Un autre enjeu, en revanche mieux identifié que celui de la consommation électrique, est celui du biais des données. Comment y remédier ?  « Les données sont historiques, par définition l’histoire d’hier, ce n’est pas forcément l’histoire d’aujourd’hui. Il y a donc de bonnes chances que les data d’hier ne puissent pas s’appliquer à la société d’aujourd’hui » constate le responsable. « Les data sont biaisées. On s’en rend compte ou pas. Quand on s’en rend compte, c’est mieux. Mais on va vouloir débiaiser et on va amener notre propre biais » déclare-t-il.


La société doit décider des règles à appliquer aux données

C’est à la société de définir les règles qu’elle veut que l’on applique aux données. « C’est là où l’éthique et la régulation peuvent intervenir, parce que la société va devoir décider comment on va débiaiser.
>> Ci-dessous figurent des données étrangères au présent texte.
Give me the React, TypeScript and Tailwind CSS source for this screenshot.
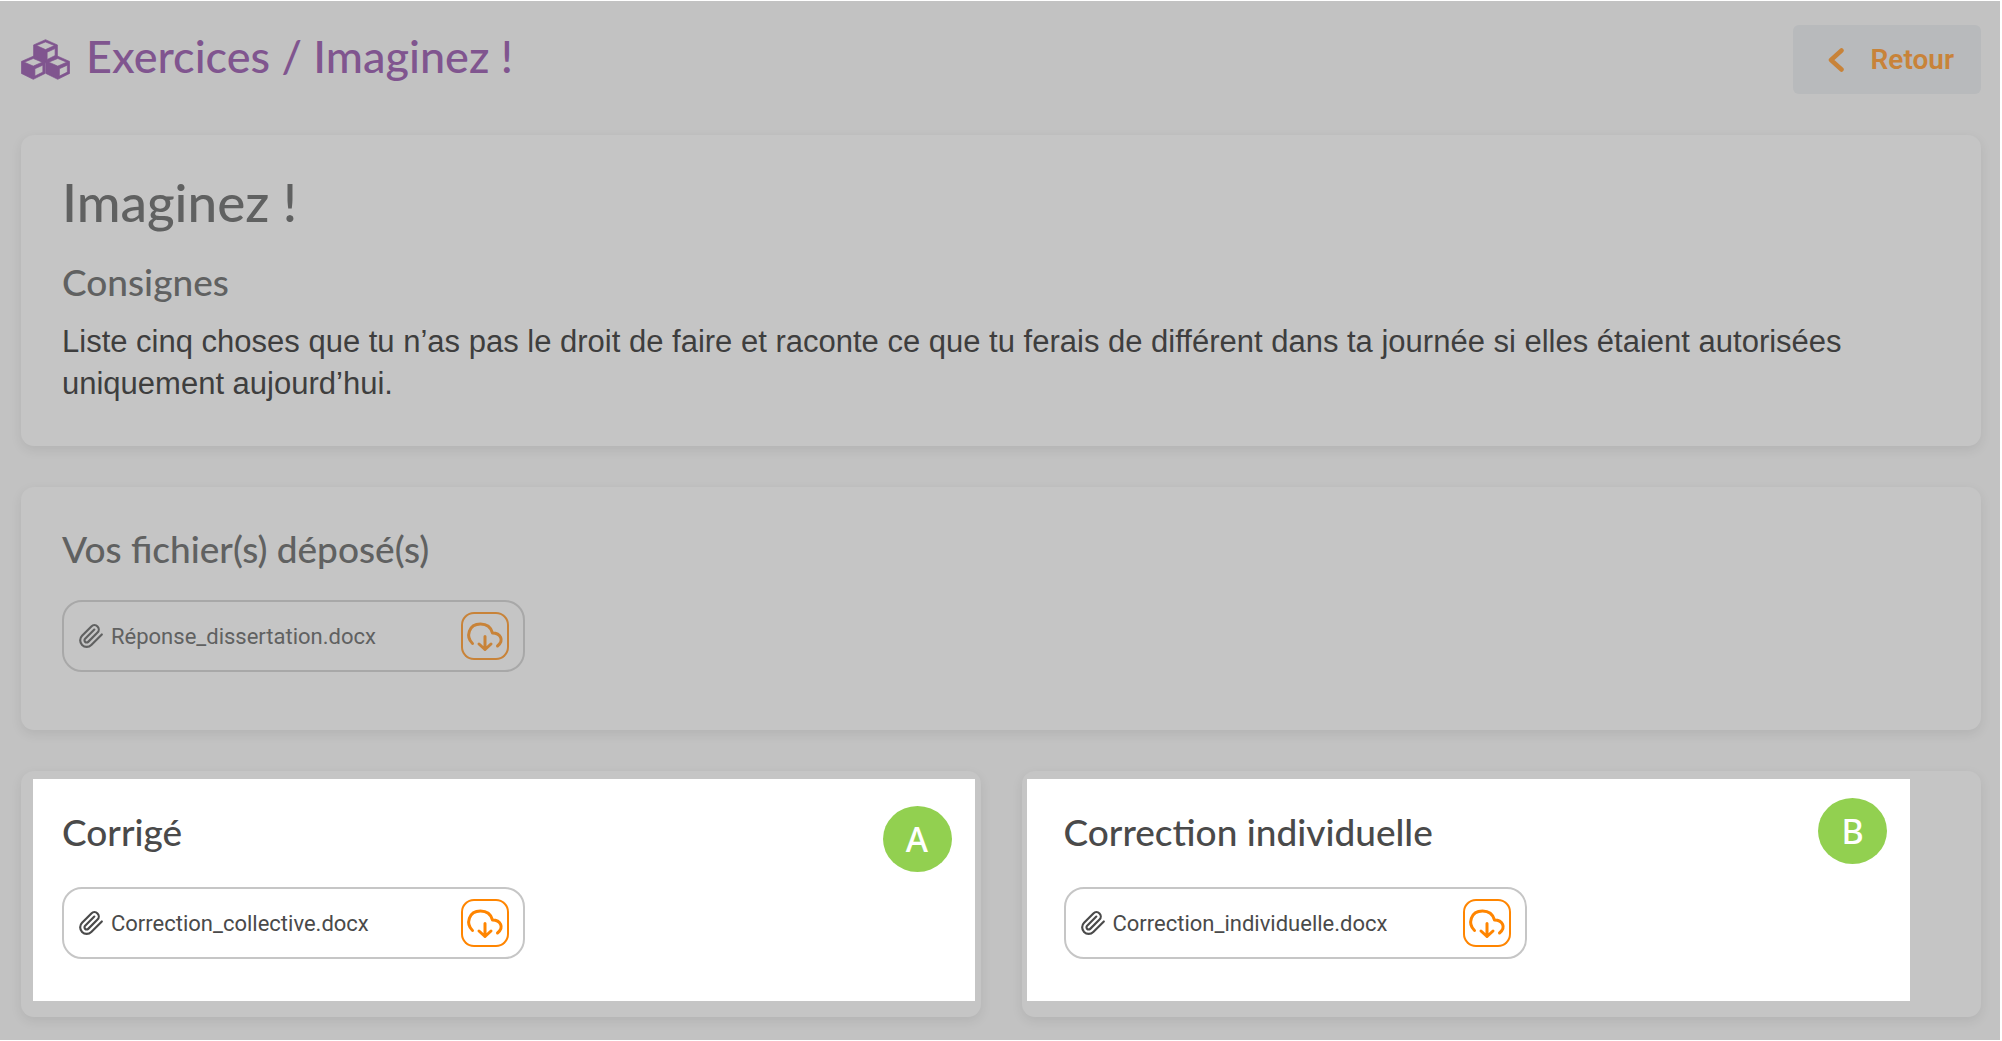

Par exemple, une société de crédit peut décider de donner plus de poids aux femmes qu’aux hommes pour l’obtention de crédit, mais est-ce la bonne décision ? » illustre-t-il.

« Il faut que ce soit les gens qui font de l’IA qui parlent de l’IA et pas les autres, comme Laurent Alexandre »

Dès lors comment faut-il expliquer l’intelligence artificielle au grand public ? « Il faut que ce soit les gens qui font de l’IA qui parlent de l’IA et pas les autres. Par exemple, il ne faut pas laisser le micro à Laurent Alexandre.  Il faut que les experts comme Yann Le Cun de Facebook viennent en parler, pour expliquer ce que c’est. Plutôt que de faire des couverture sur l’IA veut nous tuer » assume-t-il.


Luc Julia a marqué les esprits en 2019 avec son livre ‘L’intelligence artificielle’ n’existe pas. « L’intelligence artificielle générale qui fait tout, qui serait meilleure que nous, cela n’existe pas » confirme-t-il. « L’intelligence artificielle c’est une boîte à outils » préfère-t-il. « Ces outils sont à notre disposition pour améliorer les processus, améliorer les résultats des projets. Ces outils sont meilleurs que nous. Ils permettent de faire mieux que ce que l’on ferait » conclut-il.

Une réaction sur “En intelligence artificielle, faites des produits minimum, recommande Luc Julia, de Renault” :

  1. Tinos

    « Il faut que ce soit les gens qui font de l’IA qui parlent de l’IA et pas les autres.  » C’est l’hôpital qui se moquer de la charité. Julia se vend depuis quelques années comme un pape de l’IA, mais honnêtement il y a des tas de gens qui ont bien plus d’expérience et de succès que lui. Son bouquin est un sommet d’egocentrisme avec très peu d’idées. Il faut arrêter de lui donner la parole.